— Start RECORD EXTRACTS —

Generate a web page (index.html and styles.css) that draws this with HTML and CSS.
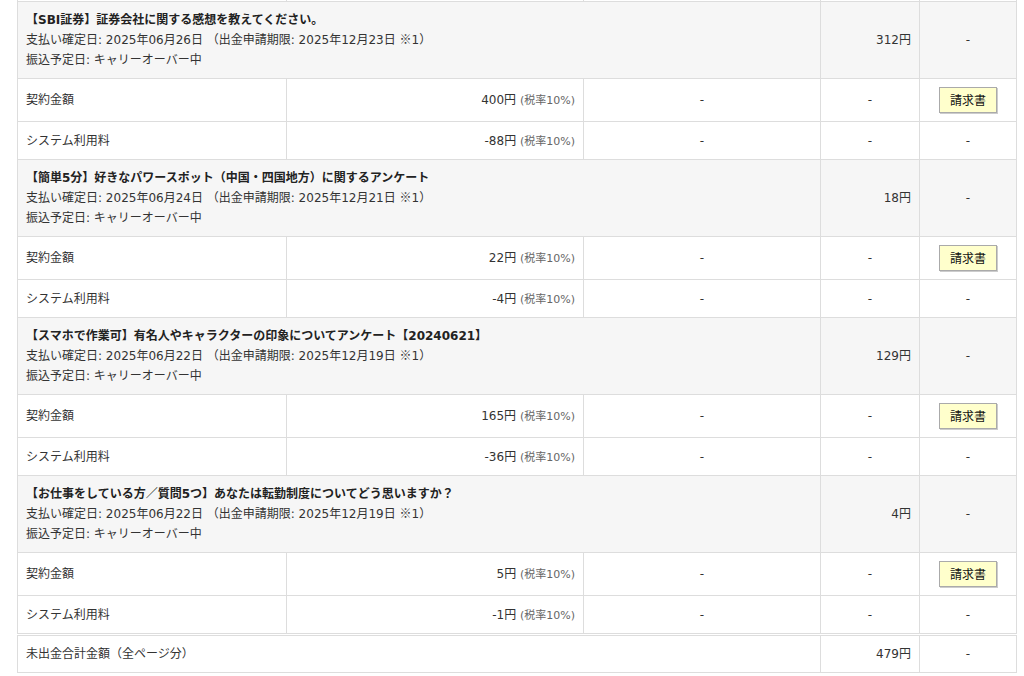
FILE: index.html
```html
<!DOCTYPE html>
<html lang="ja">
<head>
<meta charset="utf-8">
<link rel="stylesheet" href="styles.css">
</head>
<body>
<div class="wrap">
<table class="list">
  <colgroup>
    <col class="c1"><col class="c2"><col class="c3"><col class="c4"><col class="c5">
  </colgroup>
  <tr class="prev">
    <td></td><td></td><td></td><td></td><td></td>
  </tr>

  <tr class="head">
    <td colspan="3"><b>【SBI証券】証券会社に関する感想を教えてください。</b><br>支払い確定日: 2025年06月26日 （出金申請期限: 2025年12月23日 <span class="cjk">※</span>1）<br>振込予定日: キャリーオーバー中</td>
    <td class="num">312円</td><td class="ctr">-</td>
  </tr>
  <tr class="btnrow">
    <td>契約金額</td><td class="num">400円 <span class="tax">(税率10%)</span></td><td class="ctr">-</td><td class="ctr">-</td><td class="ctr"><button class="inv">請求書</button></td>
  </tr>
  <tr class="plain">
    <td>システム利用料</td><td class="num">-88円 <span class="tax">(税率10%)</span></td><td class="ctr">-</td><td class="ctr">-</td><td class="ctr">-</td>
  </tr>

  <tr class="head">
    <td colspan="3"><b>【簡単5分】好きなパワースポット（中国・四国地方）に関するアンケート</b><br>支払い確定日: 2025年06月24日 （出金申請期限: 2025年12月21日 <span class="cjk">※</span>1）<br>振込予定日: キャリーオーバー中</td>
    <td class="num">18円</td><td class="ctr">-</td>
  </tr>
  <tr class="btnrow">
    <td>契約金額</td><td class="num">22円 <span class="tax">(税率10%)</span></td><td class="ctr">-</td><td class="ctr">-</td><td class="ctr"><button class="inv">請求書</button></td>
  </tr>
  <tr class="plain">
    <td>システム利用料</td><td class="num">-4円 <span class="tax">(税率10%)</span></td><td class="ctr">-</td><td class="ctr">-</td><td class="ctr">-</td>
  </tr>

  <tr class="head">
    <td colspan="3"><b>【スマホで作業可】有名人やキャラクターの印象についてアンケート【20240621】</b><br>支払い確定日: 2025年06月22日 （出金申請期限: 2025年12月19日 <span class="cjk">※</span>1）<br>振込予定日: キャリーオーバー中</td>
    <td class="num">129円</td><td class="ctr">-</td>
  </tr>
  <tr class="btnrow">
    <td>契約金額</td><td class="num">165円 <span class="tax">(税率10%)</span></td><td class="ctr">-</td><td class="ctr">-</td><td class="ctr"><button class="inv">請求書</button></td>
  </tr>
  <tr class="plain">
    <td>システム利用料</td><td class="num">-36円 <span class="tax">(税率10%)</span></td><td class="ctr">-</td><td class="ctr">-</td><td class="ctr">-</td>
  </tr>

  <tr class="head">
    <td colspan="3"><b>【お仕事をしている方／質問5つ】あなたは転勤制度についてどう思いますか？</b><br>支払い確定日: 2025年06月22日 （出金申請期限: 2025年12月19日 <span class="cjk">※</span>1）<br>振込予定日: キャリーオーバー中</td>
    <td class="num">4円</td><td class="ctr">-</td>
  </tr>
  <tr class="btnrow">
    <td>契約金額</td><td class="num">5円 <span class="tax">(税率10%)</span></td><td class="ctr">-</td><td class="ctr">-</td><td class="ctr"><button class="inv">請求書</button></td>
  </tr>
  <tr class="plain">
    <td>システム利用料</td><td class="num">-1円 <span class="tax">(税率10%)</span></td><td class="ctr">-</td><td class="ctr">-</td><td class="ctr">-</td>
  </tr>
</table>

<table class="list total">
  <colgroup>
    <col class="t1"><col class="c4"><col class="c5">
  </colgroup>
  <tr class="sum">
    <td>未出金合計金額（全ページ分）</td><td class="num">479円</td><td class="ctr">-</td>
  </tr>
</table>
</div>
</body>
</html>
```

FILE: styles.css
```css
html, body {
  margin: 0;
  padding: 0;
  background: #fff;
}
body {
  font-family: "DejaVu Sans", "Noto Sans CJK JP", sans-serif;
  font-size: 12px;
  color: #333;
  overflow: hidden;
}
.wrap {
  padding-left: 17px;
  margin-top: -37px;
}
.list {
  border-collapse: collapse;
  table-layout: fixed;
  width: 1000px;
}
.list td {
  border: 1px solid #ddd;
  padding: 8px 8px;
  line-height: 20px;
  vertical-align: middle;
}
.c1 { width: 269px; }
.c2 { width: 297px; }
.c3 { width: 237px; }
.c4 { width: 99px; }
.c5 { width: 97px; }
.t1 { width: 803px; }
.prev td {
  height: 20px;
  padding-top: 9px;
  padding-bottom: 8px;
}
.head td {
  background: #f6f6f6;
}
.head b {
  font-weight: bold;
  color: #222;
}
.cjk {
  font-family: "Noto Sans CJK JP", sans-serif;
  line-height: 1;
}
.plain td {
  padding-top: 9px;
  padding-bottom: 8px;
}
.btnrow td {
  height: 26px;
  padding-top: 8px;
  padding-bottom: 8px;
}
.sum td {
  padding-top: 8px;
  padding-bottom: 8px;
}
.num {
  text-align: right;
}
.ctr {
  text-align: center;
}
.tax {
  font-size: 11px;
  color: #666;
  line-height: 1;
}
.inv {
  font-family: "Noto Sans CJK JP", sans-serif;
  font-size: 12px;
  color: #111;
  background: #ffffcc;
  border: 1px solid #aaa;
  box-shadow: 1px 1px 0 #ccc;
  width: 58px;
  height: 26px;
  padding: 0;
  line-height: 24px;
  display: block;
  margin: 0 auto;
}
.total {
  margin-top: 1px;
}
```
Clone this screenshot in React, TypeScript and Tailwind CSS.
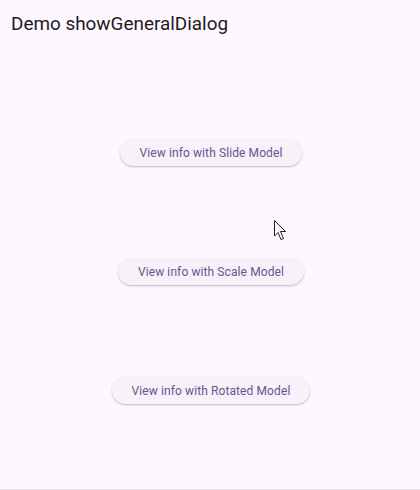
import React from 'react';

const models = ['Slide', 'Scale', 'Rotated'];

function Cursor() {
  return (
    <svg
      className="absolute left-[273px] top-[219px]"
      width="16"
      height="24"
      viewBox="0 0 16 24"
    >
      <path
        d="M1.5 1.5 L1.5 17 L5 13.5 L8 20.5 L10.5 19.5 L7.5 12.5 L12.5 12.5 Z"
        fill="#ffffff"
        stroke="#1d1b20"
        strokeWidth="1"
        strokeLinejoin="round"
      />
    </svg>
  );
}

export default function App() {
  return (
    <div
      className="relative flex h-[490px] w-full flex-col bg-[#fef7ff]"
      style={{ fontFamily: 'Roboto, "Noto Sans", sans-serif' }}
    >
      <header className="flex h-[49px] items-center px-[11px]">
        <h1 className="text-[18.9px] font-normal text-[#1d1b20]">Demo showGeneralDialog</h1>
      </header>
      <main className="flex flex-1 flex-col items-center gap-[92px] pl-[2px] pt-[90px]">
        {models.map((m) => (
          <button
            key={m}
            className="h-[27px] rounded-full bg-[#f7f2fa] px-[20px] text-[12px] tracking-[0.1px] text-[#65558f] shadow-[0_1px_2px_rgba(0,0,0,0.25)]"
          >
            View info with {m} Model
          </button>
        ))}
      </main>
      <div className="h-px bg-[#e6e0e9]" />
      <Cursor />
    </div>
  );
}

— End RECORD EXTRACTS —

* _WORK TO BE COMPLETED_
Omit the pictures and write out the lines above from the one with "Clone this screenshot" through the last, unchanged.

* _SOLUTION FOR THIS PROBLEM_
Clone this screenshot in React, TypeScript and Tailwind CSS.
import React from 'react';

const models = ['Slide', 'Scale', 'Rotated'];

function Cursor() {
  return (
    <svg
      className="absolute left-[273px] top-[219px]"
      width="16"
      height="24"
      viewBox="0 0 16 24"
    >
      <path
        d="M1.5 1.5 L1.5 17 L5 13.5 L8 20.5 L10.5 19.5 L7.5 12.5 L12.5 12.5 Z"
        fill="#ffffff"
        stroke="#1d1b20"
        strokeWidth="1"
        strokeLinejoin="round"
      />
    </svg>
  );
}

export default function App() {
  return (
    <div
      className="relative flex h-[490px] w-full flex-col bg-[#fef7ff]"
      style={{ fontFamily: 'Roboto, "Noto Sans", sans-serif' }}
    >
      <header className="flex h-[49px] items-center px-[11px]">
        <h1 className="text-[18.9px] font-normal text-[#1d1b20]">Demo showGeneralDialog</h1>
      </header>
      <main className="flex flex-1 flex-col items-center gap-[92px] pl-[2px] pt-[90px]">
        {models.map((m) => (
          <button
            key={m}
            className="h-[27px] rounded-full bg-[#f7f2fa] px-[20px] text-[12px] tracking-[0.1px] text-[#65558f] shadow-[0_1px_2px_rgba(0,0,0,0.25)]"
          >
            View info with {m} Model
          </button>
        ))}
      </main>
      <div className="h-px bg-[#e6e0e9]" />
      <Cursor />
    </div>
  );
}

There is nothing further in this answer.